Na Cooperativa, Gontran teve o aval de Geraldo de Barros para ser assistente de Clóvis Graciano em um painel no Aeroporto de Congonhas, em 1954, para o IV Centenário da cidade de São Paulo. O painel Trabalhadores foi uma parceria de Clovis com Emiliano Di Cavalcanti (1897-1976). Essa pintura é parte do acervo artístico do aeroporto de Congonhas e encontra-se no espaço “pavilhão das autoridades”. Esse painel esteve no abandono e foi restaurado, mas continua sob acesso restrito às visitações por agendamentos de acordo com cada mudança política.

Clóvis Graciano e Di Cavalcanti. Os Trabalhadores. 3,5 x 16 m, 1954. Pavilhão de autoridades, Aeroporto de Congonhas. SP. In: Portal de periódicos UDESC. Florianópolis.

Há um outro painel de Clovis Graciano mais acessível, Operários, de 1960, na Avenida Rubem Berta que quase foi destruído por uma ação política, em  2017. Felizmente, a política do apagamento foi embargada.

O painel é a forma mais democrática da pintura. O governo, se quisesse, poderia mandar pintar painéis em logradouros públicos, como estações, campos de esporte, etc. É uma forma de levar a arte ao povo, de imortalizar momentos históricos, de maneira a que todos tenham possibilidades de vê-los. A tela pertence a uma minoria. O painel a todos quantos queiram vê-lo. (Clóvis Graciano, 15 jan. 1969. In: São Paulo Antiga)
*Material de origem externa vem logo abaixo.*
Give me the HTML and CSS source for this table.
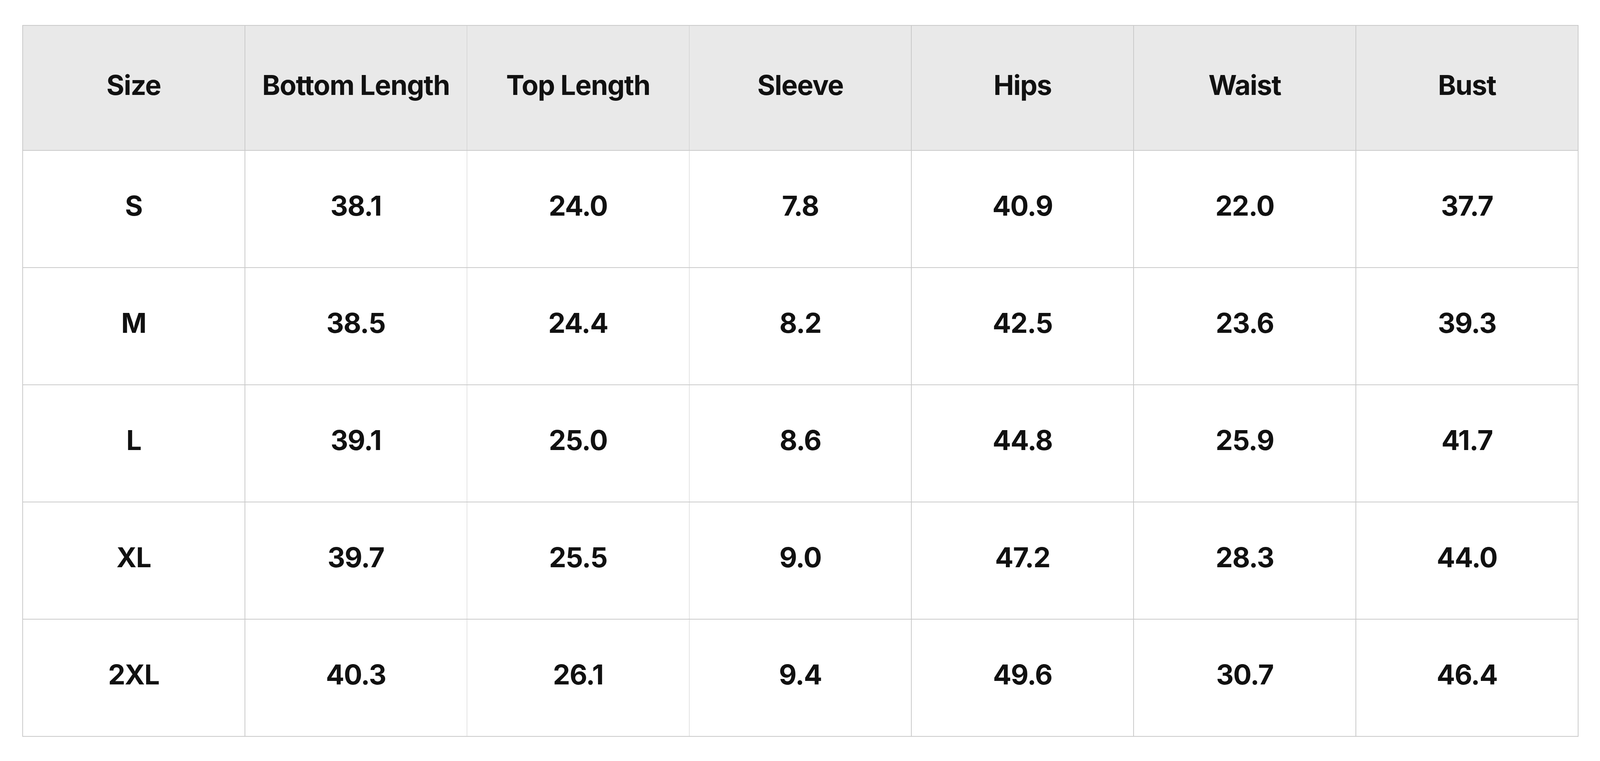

Graciano fez parte do grupo Santa Helena (1935), ou seja, um grupo de artistas envolvido em diversas atividades para o próprio sustento. Após o horário de expediente eles se encontravam para pintar, debater técnicas e criticar o grupo da Semana de Arte de 22 em sua ‘aristocracia’ e seu ‘intelectualismo’.

No Santa Helena, os artistas eram proletários, imigrantes ou filhos de imigrantes. Todos tinham um trabalho de subsistência, de pintores de paredes e frisos, mecânicos, bancários, professores, figurinistas, cenógrafos, para manterem seus encontros na pintura. Eram eles, Alfredo Volpi (1896-1988), Francisco Rebolo (1902-1980) e Mario Zanini (1907-1971), Aldo Bonadei (1906-1974), Manoel Martins (1911-1979), Alfredo Rizzotti (1909-1972), Humberto Rosa (1908-1948), Fulvio Pennacchi (1905-1972) e Clovis Graciano. As temáticas e as técnicas eram diversificadas, mas a luta diária, os uniu.

Gontran Netto depois de seus 70 anos reiterou inúmeras vezes a dificuldade de “ser um caipira intelectual”, como se um não permitisse o outro. No grupo Santa Helena também houve um conflito semelhante: “ser um proletário intelectual.” Vingou o melhor dos temperos, mas o conflito foi inevitável e necessário.

Bonadei foi, segundo o crítico de arte Jacob Klintowitz, “o mais intelectual do grupo (…) formação erudita e um dos primeiros da arte abstrata no Brasil.” (Grupo Santa Helena. In: Enciclopédia Itaú Cultural).